Software fraudsters escape raid

The first in a series of government raids resulted in several arrests, but market traders suspected of selling illegal copies of software evaded capture

Trading Standards officers seized £1.5m of counterfeit goods during raids at Wembley Market in London during November and December, the Department of Trade and Industry reported earlier this week.

Brent Council, which organised the raids, said on Thursday that unfortunately traders suspected of selling counterfeit software managed to avoid capture.

"We had targeted some software stalls that we were aware of and we had someone there from ELSPA [the Entertainment & Leisure Software Publishers Association] who looked at some stalls, however, they left the market before we arrived there," said Giles Speid, the principal Trading Standards officer at Brent Council.

About one tonne of counterfeit goods were seized during the raid, including bootleg DVDs and CDs and fake designer clothing items.

The raids were the first carried out by the Intellectual Property Crime Group, which was set up by the government in February 2004. A number of government organisations and private sector bodies were involved in the planning of the raids, including the Police, HM Immigration Service and the British Phonographic Industry, which meant that traders were questioned for other crimes such as claiming fraudulent benefit claims and false passports.

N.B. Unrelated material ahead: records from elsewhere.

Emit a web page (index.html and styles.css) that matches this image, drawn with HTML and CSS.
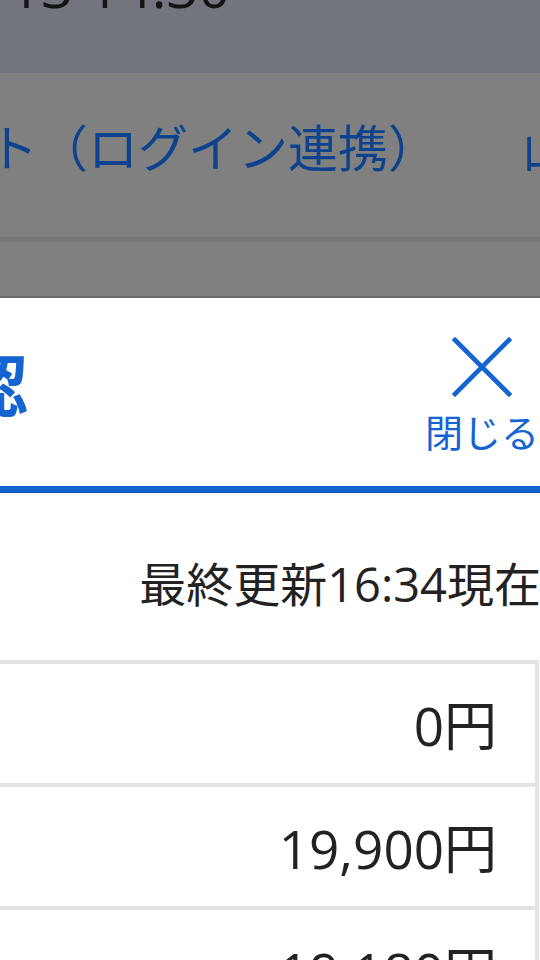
FILE: index.html
```html
<!DOCTYPE html>
<html lang="ja">
<head>
<meta charset="utf-8">
<title>確認</title>
<link rel="stylesheet" href="styles.css">
</head>
<body>
<div class="screen">
  <div class="backdrop">
    <div class="topbar"><div class="time">13 14:30</div></div>
    <div class="tabs">
      <span class="tab first">ト（ログイン連携）</span>
      <span class="tab">山</span>
    </div>
    <div class="tabline"></div>
    <div class="band"></div>
    <div class="shade"></div>
  </div>
  <div class="modal">
    <div class="header">
      <div class="title">認</div>
      <div class="close">
        <svg class="close-icon" width="60" height="60" viewBox="0 0 60 60" aria-hidden="true">
          <path d="M3 3 L57 57 M57 3 L3 57" stroke="#1464d2" stroke-width="4.6" stroke-linecap="square" fill="none"/>
        </svg>
        <div class="close-label">閉じる</div>
      </div>
    </div>
    <div class="rule"></div>
    <div class="updated">最終更新16:34現在</div>
    <div class="table">
      <div class="row"><span class="amount">0円</span></div>
      <div class="row"><span class="amount">19,900円</span></div>
      <div class="row"><span class="amount">19,180円</span></div>
    </div>
  </div>
</div>
</body>
</html>
```

FILE: styles.css
```css
html, body {
  margin: 0;
  padding: 0;
  background: #ffffff;
}
body {
  width: 540px;
  height: 960px;
  overflow: hidden;
  font-family: "Noto Sans CJK JP", "Noto Sans", sans-serif;
}
.screen {
  width: 540px;
  height: 960px;
  overflow: hidden;
  display: flex;
  flex-direction: column;
}
.backdrop {
  display: flex;
  flex-direction: column;
  flex-shrink: 0;
}
.topbar {
  height: 73px;
  background: #72757e;
  overflow: hidden;
}
.time {
  margin-top: -42px;
  padding-left: 9px;
  font-family: "Open Sans", "Noto Sans CJK JP", sans-serif;
  font-size: 56px;
  line-height: 56px;
  color: #141414;
  white-space: nowrap;
}
.tabs {
  height: 164px;
  box-sizing: border-box;
  padding-top: 47px;
  background: #808080;
  display: flex;
  gap: 84px;
  overflow: hidden;
  white-space: nowrap;
}
.tab {
  font-size: 50px;
  line-height: 50px;
  color: #0e428c;
  flex-shrink: 0;
}
.tab.first {
  margin-left: -12px;
}
.tabline {
  height: 5px;
  background: #777777;
}
.band {
  height: 54px;
  background: #808080;
}
.shade {
  height: 2px;
  background: #6a6a6a;
}
.modal {
  background: #ffffff;
  flex: 1;
  display: flex;
  flex-direction: column;
}
.header {
  height: 188px;
  display: flex;
  justify-content: space-between;
  align-items: flex-start;
  overflow: hidden;
}
.title {
  margin-left: -39px;
  padding-top: 50px;
  font-size: 67px;
  line-height: 67px;
  font-weight: 700;
  color: #1464d2;
}
.close {
  width: 116px;
  padding-top: 39px;
  display: flex;
  flex-direction: column;
  align-items: center;
}
.close-icon {
  display: block;
}
.close-label {
  margin-top: 15px;
  font-size: 38px;
  line-height: 38px;
  color: #1464d2;
  white-space: nowrap;
}
.rule {
  height: 7px;
  background: #1464d2;
  border-bottom: 1px solid #0f52b0;
  box-sizing: border-box;
}
.updated {
  margin-top: 68px;
  margin-right: -1px;
  font-family: "Open Sans", "Noto Sans CJK JP", sans-serif;
  font-size: 47px;
  line-height: 47px;
  color: #222222;
  text-align: right;
  white-space: nowrap;
}
.table {
  margin-top: 52px;
  margin-right: 1px;
  border-top: 4px solid #e3e3e3;
  border-right: 4px solid #e3e3e3;
}
.row {
  height: 123px;
  box-sizing: border-box;
  border-bottom: 4px solid #e3e3e3;
  display: flex;
  align-items: center;
  justify-content: flex-end;
  padding-right: 38px;
}
.amount {
  padding-top: 4px;
  font-family: "Open Sans", "Noto Sans CJK JP", sans-serif;
  font-size: 53px;
  line-height: 53px;
  color: #222222;
  white-space: nowrap;
}
```
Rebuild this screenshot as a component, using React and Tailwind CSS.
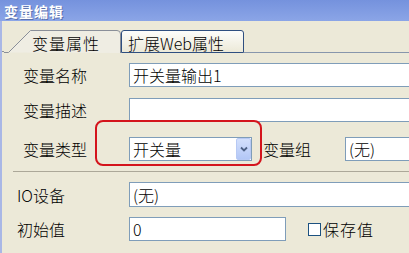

The raids led to the arrest of two individuals for the sale of counterfeit goods, the detention of a number of suspected illegal immigrants and the identification of a number of benefit fraudsters.

Speid said further raids are planned at Wembley Market but no dates have been scheduled.

A heap of seized counterfeit goods

Some of the goods seized in the raid

A trading standards office in a stab vest atop a pile of confiscated goods

One of the trading standards officers, still in body armor, displays some of the confiscated goods.